All Shipped In flight Parked Won't do

Segmentation roadmap

▸ CLIPSeg → SAM + GroundingDINO

SeekDeep's inpaint pipeline currently uses CLIPSeg (under 200 MB, fast startup, fits in a general VRAM budget). It works but has hard limits on resolution, semantic overlap, and small-object detection. A future upgrade path lifts segmentation quality dramatically — but adds 1.5-3 GB+ of models and complex install deps.

▸ Current behavior · CLIPSeg

Model: CIDAS/clipseg-rd64-refined. Takes a text query (e.g. "the wizard") and returns a low-resolution heatmap of pixel probabilities. The heatmap is upscaled and thresholded (> 0.3) into a binary mask. Mask bounds extend via MaxFilter(21) dilation and GaussianBlur(8) feathering.

Limitations

Internal resolution is 64×64 — jagged edges, missing thin features (fingers, poles). Often segments multiple similar objects together. Very small objects fail to excite the text encoder and return empty masks.

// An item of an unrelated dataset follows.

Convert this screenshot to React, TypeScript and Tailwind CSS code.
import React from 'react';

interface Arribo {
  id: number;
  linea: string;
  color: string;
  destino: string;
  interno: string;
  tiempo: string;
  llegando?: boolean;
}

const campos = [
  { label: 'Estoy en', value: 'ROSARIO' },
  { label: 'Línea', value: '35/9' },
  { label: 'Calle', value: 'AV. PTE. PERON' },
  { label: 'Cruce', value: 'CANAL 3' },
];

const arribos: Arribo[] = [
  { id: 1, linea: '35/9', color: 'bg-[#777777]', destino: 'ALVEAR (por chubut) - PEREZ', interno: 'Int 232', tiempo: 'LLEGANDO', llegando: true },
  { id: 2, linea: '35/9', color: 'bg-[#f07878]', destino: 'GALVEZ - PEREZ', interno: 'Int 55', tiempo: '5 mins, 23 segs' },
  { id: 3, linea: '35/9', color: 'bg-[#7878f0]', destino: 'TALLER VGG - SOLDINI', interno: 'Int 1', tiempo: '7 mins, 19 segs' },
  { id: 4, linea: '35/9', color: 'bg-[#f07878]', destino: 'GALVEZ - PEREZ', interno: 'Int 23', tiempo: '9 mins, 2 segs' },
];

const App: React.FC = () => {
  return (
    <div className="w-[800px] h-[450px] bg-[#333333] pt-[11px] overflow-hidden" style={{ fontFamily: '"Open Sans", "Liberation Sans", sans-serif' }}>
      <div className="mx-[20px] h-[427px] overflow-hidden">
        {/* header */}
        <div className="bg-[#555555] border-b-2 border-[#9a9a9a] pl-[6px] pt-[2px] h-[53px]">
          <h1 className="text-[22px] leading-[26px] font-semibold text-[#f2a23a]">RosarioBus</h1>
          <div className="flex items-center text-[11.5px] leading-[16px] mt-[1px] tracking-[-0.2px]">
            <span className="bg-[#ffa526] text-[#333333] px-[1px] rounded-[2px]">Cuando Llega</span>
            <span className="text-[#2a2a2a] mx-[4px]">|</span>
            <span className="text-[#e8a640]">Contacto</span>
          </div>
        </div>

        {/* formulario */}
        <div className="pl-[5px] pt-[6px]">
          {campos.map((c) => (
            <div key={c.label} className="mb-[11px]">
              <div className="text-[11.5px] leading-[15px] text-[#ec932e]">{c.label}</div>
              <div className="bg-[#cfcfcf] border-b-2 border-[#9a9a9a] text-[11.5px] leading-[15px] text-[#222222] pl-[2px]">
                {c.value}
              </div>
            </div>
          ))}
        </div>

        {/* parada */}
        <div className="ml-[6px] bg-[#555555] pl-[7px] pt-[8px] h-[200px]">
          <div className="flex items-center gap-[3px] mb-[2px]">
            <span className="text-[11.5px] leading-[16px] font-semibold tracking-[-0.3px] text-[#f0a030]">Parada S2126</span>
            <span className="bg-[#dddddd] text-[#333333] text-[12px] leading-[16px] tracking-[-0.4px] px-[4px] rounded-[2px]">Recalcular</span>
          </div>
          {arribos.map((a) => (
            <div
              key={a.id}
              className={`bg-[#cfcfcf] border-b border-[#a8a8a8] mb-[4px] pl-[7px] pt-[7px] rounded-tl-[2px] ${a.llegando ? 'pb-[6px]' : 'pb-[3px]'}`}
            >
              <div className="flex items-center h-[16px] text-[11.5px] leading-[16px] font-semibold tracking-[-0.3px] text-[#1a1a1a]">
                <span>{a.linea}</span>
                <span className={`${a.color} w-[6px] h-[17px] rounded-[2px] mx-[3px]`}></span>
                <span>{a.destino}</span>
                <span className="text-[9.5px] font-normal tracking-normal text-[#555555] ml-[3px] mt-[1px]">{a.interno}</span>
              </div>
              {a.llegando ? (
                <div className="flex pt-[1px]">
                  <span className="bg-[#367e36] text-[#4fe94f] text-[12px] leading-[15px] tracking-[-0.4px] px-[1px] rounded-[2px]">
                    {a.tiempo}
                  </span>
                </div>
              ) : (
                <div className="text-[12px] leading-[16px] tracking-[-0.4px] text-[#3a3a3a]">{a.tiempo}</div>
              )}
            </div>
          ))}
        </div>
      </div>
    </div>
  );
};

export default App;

Future · SAM + GroundingDINO

GroundingDINO generates high-quality bounding boxes from text. Segment Anything Model (SAM) uses those boxes as prompts to produce pixel-perfect instance masks. Expected: sharp edges, distinct objects, robust small-object detection.

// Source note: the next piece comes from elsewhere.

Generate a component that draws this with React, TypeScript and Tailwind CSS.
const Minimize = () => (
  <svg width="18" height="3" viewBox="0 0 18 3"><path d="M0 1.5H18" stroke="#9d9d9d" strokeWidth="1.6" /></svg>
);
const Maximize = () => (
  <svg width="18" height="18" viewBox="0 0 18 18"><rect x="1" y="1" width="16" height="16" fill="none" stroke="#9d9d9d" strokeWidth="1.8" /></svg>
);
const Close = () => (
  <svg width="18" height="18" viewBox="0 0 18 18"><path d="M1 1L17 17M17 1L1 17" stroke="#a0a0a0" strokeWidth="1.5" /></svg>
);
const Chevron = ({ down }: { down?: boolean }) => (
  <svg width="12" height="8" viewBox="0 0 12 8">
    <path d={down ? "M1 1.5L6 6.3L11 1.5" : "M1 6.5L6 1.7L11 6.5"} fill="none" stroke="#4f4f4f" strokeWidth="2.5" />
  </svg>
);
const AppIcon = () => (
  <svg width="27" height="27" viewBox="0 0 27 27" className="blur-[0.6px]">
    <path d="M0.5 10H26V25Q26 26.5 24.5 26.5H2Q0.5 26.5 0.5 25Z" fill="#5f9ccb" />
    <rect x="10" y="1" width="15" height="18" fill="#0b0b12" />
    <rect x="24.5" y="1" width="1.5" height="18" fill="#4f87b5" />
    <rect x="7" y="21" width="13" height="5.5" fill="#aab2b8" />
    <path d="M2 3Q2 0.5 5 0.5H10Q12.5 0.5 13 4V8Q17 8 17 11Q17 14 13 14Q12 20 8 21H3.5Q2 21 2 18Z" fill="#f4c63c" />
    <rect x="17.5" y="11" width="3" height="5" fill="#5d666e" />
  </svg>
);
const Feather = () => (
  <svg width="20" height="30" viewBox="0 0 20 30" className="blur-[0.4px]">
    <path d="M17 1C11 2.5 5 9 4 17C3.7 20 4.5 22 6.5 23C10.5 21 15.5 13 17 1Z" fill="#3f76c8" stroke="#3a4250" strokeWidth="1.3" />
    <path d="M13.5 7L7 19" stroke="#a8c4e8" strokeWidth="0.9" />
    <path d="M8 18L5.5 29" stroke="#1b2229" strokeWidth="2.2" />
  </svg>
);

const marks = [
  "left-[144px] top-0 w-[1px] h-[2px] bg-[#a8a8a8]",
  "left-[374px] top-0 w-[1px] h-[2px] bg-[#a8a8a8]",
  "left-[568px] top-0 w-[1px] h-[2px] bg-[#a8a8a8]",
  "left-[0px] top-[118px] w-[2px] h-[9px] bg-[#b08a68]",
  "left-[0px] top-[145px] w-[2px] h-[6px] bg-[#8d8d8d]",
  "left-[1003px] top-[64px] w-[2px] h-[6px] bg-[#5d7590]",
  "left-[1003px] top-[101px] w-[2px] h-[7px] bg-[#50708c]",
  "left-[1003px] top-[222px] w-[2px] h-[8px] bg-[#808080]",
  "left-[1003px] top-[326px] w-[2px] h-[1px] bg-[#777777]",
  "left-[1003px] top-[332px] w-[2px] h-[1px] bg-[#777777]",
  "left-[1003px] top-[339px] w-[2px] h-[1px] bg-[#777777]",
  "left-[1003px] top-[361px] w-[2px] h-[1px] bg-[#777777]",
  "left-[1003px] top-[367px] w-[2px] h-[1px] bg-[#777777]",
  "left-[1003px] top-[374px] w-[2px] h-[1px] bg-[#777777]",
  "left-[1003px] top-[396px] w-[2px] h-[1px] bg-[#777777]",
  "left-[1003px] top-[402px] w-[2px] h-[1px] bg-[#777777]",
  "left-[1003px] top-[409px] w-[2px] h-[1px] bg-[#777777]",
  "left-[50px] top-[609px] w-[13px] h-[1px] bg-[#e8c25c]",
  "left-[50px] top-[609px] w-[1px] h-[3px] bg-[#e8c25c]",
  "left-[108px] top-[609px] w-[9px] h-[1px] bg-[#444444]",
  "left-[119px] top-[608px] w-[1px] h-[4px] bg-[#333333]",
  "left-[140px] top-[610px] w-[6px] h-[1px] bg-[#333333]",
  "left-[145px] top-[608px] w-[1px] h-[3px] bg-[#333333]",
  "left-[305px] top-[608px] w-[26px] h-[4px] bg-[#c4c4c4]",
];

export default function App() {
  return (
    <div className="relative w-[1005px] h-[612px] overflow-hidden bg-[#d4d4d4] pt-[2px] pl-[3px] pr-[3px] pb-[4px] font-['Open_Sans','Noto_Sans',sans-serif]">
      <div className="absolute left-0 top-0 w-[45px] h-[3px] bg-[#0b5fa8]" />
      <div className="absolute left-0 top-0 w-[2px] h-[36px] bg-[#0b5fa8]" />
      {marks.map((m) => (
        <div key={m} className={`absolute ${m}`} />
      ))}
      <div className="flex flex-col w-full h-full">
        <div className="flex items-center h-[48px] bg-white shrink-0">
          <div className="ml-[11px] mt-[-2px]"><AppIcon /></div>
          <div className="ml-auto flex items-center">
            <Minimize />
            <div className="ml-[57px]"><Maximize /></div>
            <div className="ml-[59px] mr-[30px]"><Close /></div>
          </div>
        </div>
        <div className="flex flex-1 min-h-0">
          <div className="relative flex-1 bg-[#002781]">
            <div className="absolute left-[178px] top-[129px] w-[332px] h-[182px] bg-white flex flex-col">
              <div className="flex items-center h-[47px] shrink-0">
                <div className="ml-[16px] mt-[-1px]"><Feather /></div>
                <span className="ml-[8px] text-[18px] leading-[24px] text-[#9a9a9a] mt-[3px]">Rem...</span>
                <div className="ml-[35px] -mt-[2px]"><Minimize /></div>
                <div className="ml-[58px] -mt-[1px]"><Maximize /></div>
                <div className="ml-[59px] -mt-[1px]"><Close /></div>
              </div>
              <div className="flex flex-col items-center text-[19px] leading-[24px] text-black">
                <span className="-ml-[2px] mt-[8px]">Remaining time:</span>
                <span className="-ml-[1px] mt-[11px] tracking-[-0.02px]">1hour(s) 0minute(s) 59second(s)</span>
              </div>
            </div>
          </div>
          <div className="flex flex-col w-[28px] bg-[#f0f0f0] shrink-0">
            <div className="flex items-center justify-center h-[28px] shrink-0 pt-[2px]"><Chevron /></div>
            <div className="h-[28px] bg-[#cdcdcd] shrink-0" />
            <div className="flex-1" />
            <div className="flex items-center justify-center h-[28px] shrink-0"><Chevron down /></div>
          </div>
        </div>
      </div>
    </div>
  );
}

▸ DEFERRED RATIONALE — SAM + GroundingDINO combined add 1.5-3 GB+ of models, complex dependency chains (torchvision, supervision, custom CUDA extensions), and routinely exceed consumer GPU VRAM when running alongside SDXL + chat + vision. Mask preview (@SeekDeep mask preview <target>) is a stepping stone — debug CLIPSeg locally before spending diffusion cycles.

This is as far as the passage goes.